IDEA Grad 2021 prints a letterpress poster at Vancouver’s Porchlight Press for sustainable design course
IDEA’s second-year Grad 2021 design class @ideatwentyone recently spent an afternoon getting their hands dirty during a workshop at Vancouver’s Porchlight Press (@porchlightpress). It was amazing to see all the old machinery still in use. IDEA students study the history of printing and printing techniques in their first year Survey of Design class. It is these same presses—some of them over a hundred years old—that are still being used by letterpress studios today! These presses are no longer being manufactured, so when parts break, letterpress printers sometimes have to become metalwork Macgyvers and make new ones from scratch.
The focus of our second-year Monday class this term is sustainable design, so we thought a poster about what sustainable design means to our students would make a perfect project. Sustainability can be interpreted in so many ways. We are exploring it through the lens of how young designers and illustrators can have a rewarding and lasting career in our industry, while making a positive contribution to society. Working in pairs, the students wrote an aspirational line of text for their poster. They then chose a typeface to use. In letterpress printing, lines of text are composed using individual metal letters.
For very large type, the letters are made of wood.
These individual letters are where the term “font” comes from—a font is the actual physical piece of metal or wood. Type is kept in trays called California Job Cases.
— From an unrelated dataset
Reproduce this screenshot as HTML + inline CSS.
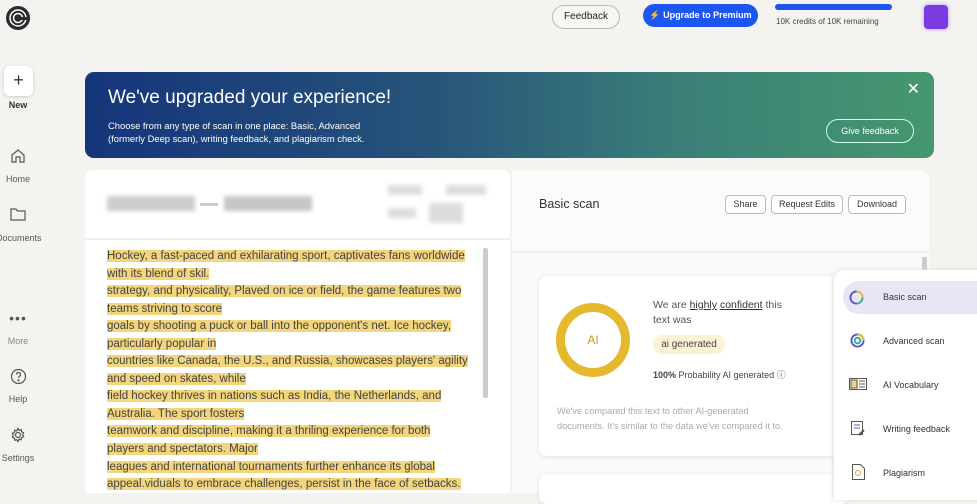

Each typeface and type size has its own tray. Inside the trays each letter has it’s own compartment as indicated on the chart above. Even periods have their own little box. Like the presses themselves, the fonts are no longer being manufactured (with a few unique exceptions).
Having picked a typeface and size, the individual letters are lined up on a composing stick. Amy Asin composed the title for our poster in 60pt Franklin Gothic Outline. Letters have to be placed back to front and upside down, so the typesetter has to pay attention!
It was really fun seeing all the different typefaces the students chose. To round off our design, the students decided to include some of the interesting printers’ ornaments on offer. Ornaments are small metal or wood images or patterns that were traditionally used to decorate texts.
The most famous ornament is possibly the manicule or pointing hand (from the Latin word manicula, meaning "little hand”). Aidan Zecchel and his partner Rachel Wong decided to use a manicule ornament to draw extra attention to their line.
Porchlight has some very unusual ornaments, including the little camels that the class decided to put at the bottom of their poster. Since many populations around the globe depend on camels for their sustainability, it seemed appropriate—and the ornament is so cute!
Once all the lines of text were ready to go, Annie carefully removed the composing sticks and expertly assembled the texts on Porchlight’s Vandercook press.
Annie showed the class how to line up the paper on the press.
Each student was then able to have a turn at printing a poster.
We are very grateful to Porchlight’s founder, Heather Braun, for inviting us to come and give letterpress printing a try. A very big thank-you also to workshop facilitator Annie Axtell @annieaxtell and printer Lea Sanchez Milde for their help. Annie, Lea, Heather and the team at Porchlight made us feel so welcome and provided us with such a great experience.